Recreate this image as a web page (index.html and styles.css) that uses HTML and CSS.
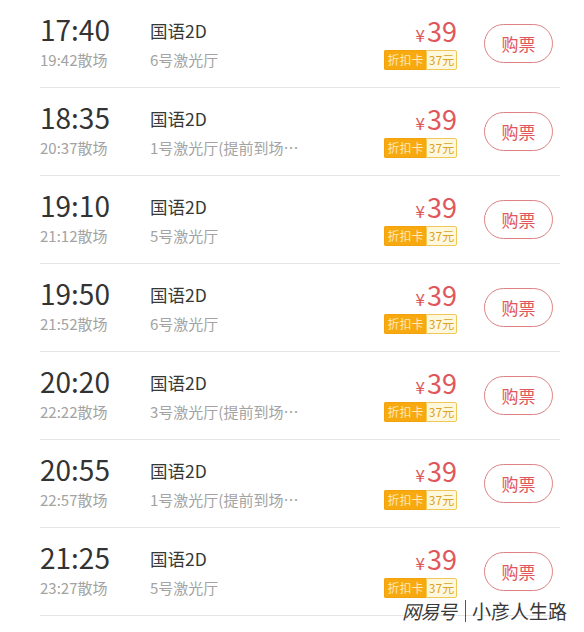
FILE: index.html
```html
<!DOCTYPE html>
<html lang="zh">
<head>
<meta charset="utf-8">
<link rel="stylesheet" href="styles.css">
</head>
<body>
<div class="page">
  <ul class="list">
    <li class="row">
      <div class="col-time"><div class="time">17:40</div><div class="sub">19:42散场</div></div>
      <div class="col-info"><div class="title">国语2D</div><div class="sub">6号激光厅</div></div>
      <div class="col-price"><div class="price"><span class="yen">¥</span>39</div><div class="badge"><span class="badge-l">折扣卡</span><span class="badge-r">37元</span></div></div>
      <div class="col-btn"><span class="btn">购票</span></div>
    </li>
    <li class="row">
      <div class="col-time"><div class="time">18:35</div><div class="sub">20:37散场</div></div>
      <div class="col-info"><div class="title">国语2D</div><div class="sub">1号激光厅(提前到场…</div></div>
      <div class="col-price"><div class="price"><span class="yen">¥</span>39</div><div class="badge"><span class="badge-l">折扣卡</span><span class="badge-r">37元</span></div></div>
      <div class="col-btn"><span class="btn">购票</span></div>
    </li>
    <li class="row">
      <div class="col-time"><div class="time">19:10</div><div class="sub">21:12散场</div></div>
      <div class="col-info"><div class="title">国语2D</div><div class="sub">5号激光厅</div></div>
      <div class="col-price"><div class="price"><span class="yen">¥</span>39</div><div class="badge"><span class="badge-l">折扣卡</span><span class="badge-r">37元</span></div></div>
      <div class="col-btn"><span class="btn">购票</span></div>
    </li>
    <li class="row">
      <div class="col-time"><div class="time">19:50</div><div class="sub">21:52散场</div></div>
      <div class="col-info"><div class="title">国语2D</div><div class="sub">6号激光厅</div></div>
      <div class="col-price"><div class="price"><span class="yen">¥</span>39</div><div class="badge"><span class="badge-l">折扣卡</span><span class="badge-r">37元</span></div></div>
      <div class="col-btn"><span class="btn">购票</span></div>
    </li>
    <li class="row">
      <div class="col-time"><div class="time">20:20</div><div class="sub">22:22散场</div></div>
      <div class="col-info"><div class="title">国语2D</div><div class="sub">3号激光厅(提前到场…</div></div>
      <div class="col-price"><div class="price"><span class="yen">¥</span>39</div><div class="badge"><span class="badge-l">折扣卡</span><span class="badge-r">37元</span></div></div>
      <div class="col-btn"><span class="btn">购票</span></div>
    </li>
    <li class="row">
      <div class="col-time"><div class="time">20:55</div><div class="sub">22:57散场</div></div>
      <div class="col-info"><div class="title">国语2D</div><div class="sub">1号激光厅(提前到场…</div></div>
      <div class="col-price"><div class="price"><span class="yen">¥</span>39</div><div class="badge"><span class="badge-l">折扣卡</span><span class="badge-r">37元</span></div></div>
      <div class="col-btn"><span class="btn">购票</span></div>
    </li>
    <li class="row">
      <div class="col-time"><div class="time">21:25</div><div class="sub">23:27散场</div></div>
      <div class="col-info"><div class="title">国语2D</div><div class="sub">5号激光厅</div></div>
      <div class="col-price"><div class="price"><span class="yen">¥</span>39</div><div class="badge"><span class="badge-l">折扣卡</span><span class="badge-r">37元</span></div></div>
      <div class="col-btn"><span class="btn">购票</span></div>
    </li>
  </ul>
  <div class="watermark"><span class="wm-logo">网易号</span><span class="wm-bar"></span><span class="wm-name">小彦人生路</span></div>
</div>
</body>
</html>
```

FILE: styles.css
```css
* { box-sizing: border-box; }
html, body { margin: 0; padding: 0; background: #fff; }
body {
  font-family: "Noto Sans CJK SC", "Noto Sans", sans-serif;
  width: 584px;
  height: 632px;
  overflow: hidden;
}
.page { position: relative; width: 584px; height: 632px; }
.list {
  list-style: none;
  margin: 0 24px 0 40px;
  padding: 0;
  border-top: 1px solid #ededed;
  margin-top: -1px;
}
.row {
  display: flex;
  height: 88px;
  border-bottom: 1px solid #e4e4e4;
}
.col-time { width: 110px; padding-top: 13px; }
.time {
  font-size: 28px;
  line-height: 32px;
  color: #333;
}
.sub {
  font-size: 15px;
  line-height: 20px;
  color: #a3a3a3;
  white-space: nowrap;
}
.col-time .sub { margin-top: 5px; }
.col-info { flex: 1; padding-top: 19px; }
.title {
  font-size: 17.5px;
  line-height: 24px;
  color: #383838;
}
.col-info .sub { margin-top: 7px; }
.col-price {
  display: flex;
  flex-direction: column;
  align-items: flex-end;
  padding-top: 16px;
}
.price {
  font-size: 27px;
  line-height: 30px;
  color: #e0575b;
}
.yen { font-size: 17px; margin-right: 2px; }
.badge {
  display: flex;
  height: 20px;
  margin-top: 0;
  font-size: 12px;
  line-height: 18px;
}
.badge-l {
  width: 42px;
  background: #f7a90f;
  color: #ffe9b8;
  text-align: center;
  border: 1px solid #f2a20a;
  border-right: none;
  border-radius: 2px 0 0 2px;
}
.badge-r {
  width: 31px;
  background: #fff8dc;
  color: #d9a22a;
  text-align: center;
  border: 1px solid #f0c85a;
  border-radius: 0 2px 2px 0;
}
.col-btn { padding: 24px 7px 0 27px; }
.btn {
  display: flex;
  align-items: center;
  justify-content: center;
  width: 69px;
  height: 39px;
  border: 1.5px solid #de8384;
  border-radius: 20px;
  font-size: 17px;
  color: #e0575b;
}
.watermark {
  position: absolute;
  left: 402px;
  top: 599px;
  display: flex;
  align-items: center;
  color: #3a3a3a;
  font-size: 19px;
  line-height: 25px;
  text-shadow: 0 0 2px #fff, 0 0 2px #fff;
}
.wm-logo { font-style: italic; letter-spacing: -1px; }
.wm-bar {
  width: 1px;
  height: 22px;
  background: #555;
  margin: 0 6px 0 9px;
}
.wm-name { letter-spacing: 0; }
```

● Exercise aim
Repeat the listing in full and exactly. Leave any pictures out.

● Result for this exercise
Recreate this image as a web page (index.html and styles.css) that uses HTML and CSS.
FILE: index.html
```html
<!DOCTYPE html>
<html lang="zh">
<head>
<meta charset="utf-8">
<link rel="stylesheet" href="styles.css">
</head>
<body>
<div class="page">
  <ul class="list">
    <li class="row">
      <div class="col-time"><div class="time">17:40</div><div class="sub">19:42散场</div></div>
      <div class="col-info"><div class="title">国语2D</div><div class="sub">6号激光厅</div></div>
      <div class="col-price"><div class="price"><span class="yen">¥</span>39</div><div class="badge"><span class="badge-l">折扣卡</span><span class="badge-r">37元</span></div></div>
      <div class="col-btn"><span class="btn">购票</span></div>
    </li>
    <li class="row">
      <div class="col-time"><div class="time">18:35</div><div class="sub">20:37散场</div></div>
      <div class="col-info"><div class="title">国语2D</div><div class="sub">1号激光厅(提前到场…</div></div>
      <div class="col-price"><div class="price"><span class="yen">¥</span>39</div><div class="badge"><span class="badge-l">折扣卡</span><span class="badge-r">37元</span></div></div>
      <div class="col-btn"><span class="btn">购票</span></div>
    </li>
    <li class="row">
      <div class="col-time"><div class="time">19:10</div><div class="sub">21:12散场</div></div>
      <div class="col-info"><div class="title">国语2D</div><div class="sub">5号激光厅</div></div>
      <div class="col-price"><div class="price"><span class="yen">¥</span>39</div><div class="badge"><span class="badge-l">折扣卡</span><span class="badge-r">37元</span></div></div>
      <div class="col-btn"><span class="btn">购票</span></div>
    </li>
    <li class="row">
      <div class="col-time"><div class="time">19:50</div><div class="sub">21:52散场</div></div>
      <div class="col-info"><div class="title">国语2D</div><div class="sub">6号激光厅</div></div>
      <div class="col-price"><div class="price"><span class="yen">¥</span>39</div><div class="badge"><span class="badge-l">折扣卡</span><span class="badge-r">37元</span></div></div>
      <div class="col-btn"><span class="btn">购票</span></div>
    </li>
    <li class="row">
      <div class="col-time"><div class="time">20:20</div><div class="sub">22:22散场</div></div>
      <div class="col-info"><div class="title">国语2D</div><div class="sub">3号激光厅(提前到场…</div></div>
      <div class="col-price"><div class="price"><span class="yen">¥</span>39</div><div class="badge"><span class="badge-l">折扣卡</span><span class="badge-r">37元</span></div></div>
      <div class="col-btn"><span class="btn">购票</span></div>
    </li>
    <li class="row">
      <div class="col-time"><div class="time">20:55</div><div class="sub">22:57散场</div></div>
      <div class="col-info"><div class="title">国语2D</div><div class="sub">1号激光厅(提前到场…</div></div>
      <div class="col-price"><div class="price"><span class="yen">¥</span>39</div><div class="badge"><span class="badge-l">折扣卡</span><span class="badge-r">37元</span></div></div>
      <div class="col-btn"><span class="btn">购票</span></div>
    </li>
    <li class="row">
      <div class="col-time"><div class="time">21:25</div><div class="sub">23:27散场</div></div>
      <div class="col-info"><div class="title">国语2D</div><div class="sub">5号激光厅</div></div>
      <div class="col-price"><div class="price"><span class="yen">¥</span>39</div><div class="badge"><span class="badge-l">折扣卡</span><span class="badge-r">37元</span></div></div>
      <div class="col-btn"><span class="btn">购票</span></div>
    </li>
  </ul>
  <div class="watermark"><span class="wm-logo">网易号</span><span class="wm-bar"></span><span class="wm-name">小彦人生路</span></div>
</div>
</body>
</html>
```

FILE: styles.css
```css
* { box-sizing: border-box; }
html, body { margin: 0; padding: 0; background: #fff; }
body {
  font-family: "Noto Sans CJK SC", "Noto Sans", sans-serif;
  width: 584px;
  height: 632px;
  overflow: hidden;
}
.page { position: relative; width: 584px; height: 632px; }
.list {
  list-style: none;
  margin: 0 24px 0 40px;
  padding: 0;
  border-top: 1px solid #ededed;
  margin-top: -1px;
}
.row {
  display: flex;
  height: 88px;
  border-bottom: 1px solid #e4e4e4;
}
.col-time { width: 110px; padding-top: 13px; }
.time {
  font-size: 28px;
  line-height: 32px;
  color: #333;
}
.sub {
  font-size: 15px;
  line-height: 20px;
  color: #a3a3a3;
  white-space: nowrap;
}
.col-time .sub { margin-top: 5px; }
.col-info { flex: 1; padding-top: 19px; }
.title {
  font-size: 17.5px;
  line-height: 24px;
  color: #383838;
}
.col-info .sub { margin-top: 7px; }
.col-price {
  display: flex;
  flex-direction: column;
  align-items: flex-end;
  padding-top: 16px;
}
.price {
  font-size: 27px;
  line-height: 30px;
  color: #e0575b;
}
.yen { font-size: 17px; margin-right: 2px; }
.badge {
  display: flex;
  height: 20px;
  margin-top: 0;
  font-size: 12px;
  line-height: 18px;
}
.badge-l {
  width: 42px;
  background: #f7a90f;
  color: #ffe9b8;
  text-align: center;
  border: 1px solid #f2a20a;
  border-right: none;
  border-radius: 2px 0 0 2px;
}
.badge-r {
  width: 31px;
  background: #fff8dc;
  color: #d9a22a;
  text-align: center;
  border: 1px solid #f0c85a;
  border-radius: 0 2px 2px 0;
}
.col-btn { padding: 24px 7px 0 27px; }
.btn {
  display: flex;
  align-items: center;
  justify-content: center;
  width: 69px;
  height: 39px;
  border: 1.5px solid #de8384;
  border-radius: 20px;
  font-size: 17px;
  color: #e0575b;
}
.watermark {
  position: absolute;
  left: 402px;
  top: 599px;
  display: flex;
  align-items: center;
  color: #3a3a3a;
  font-size: 19px;
  line-height: 25px;
  text-shadow: 0 0 2px #fff, 0 0 2px #fff;
}
.wm-logo { font-style: italic; letter-spacing: -1px; }
.wm-bar {
  width: 1px;
  height: 22px;
  background: #555;
  margin: 0 6px 0 9px;
}
.wm-name { letter-spacing: 0; }
```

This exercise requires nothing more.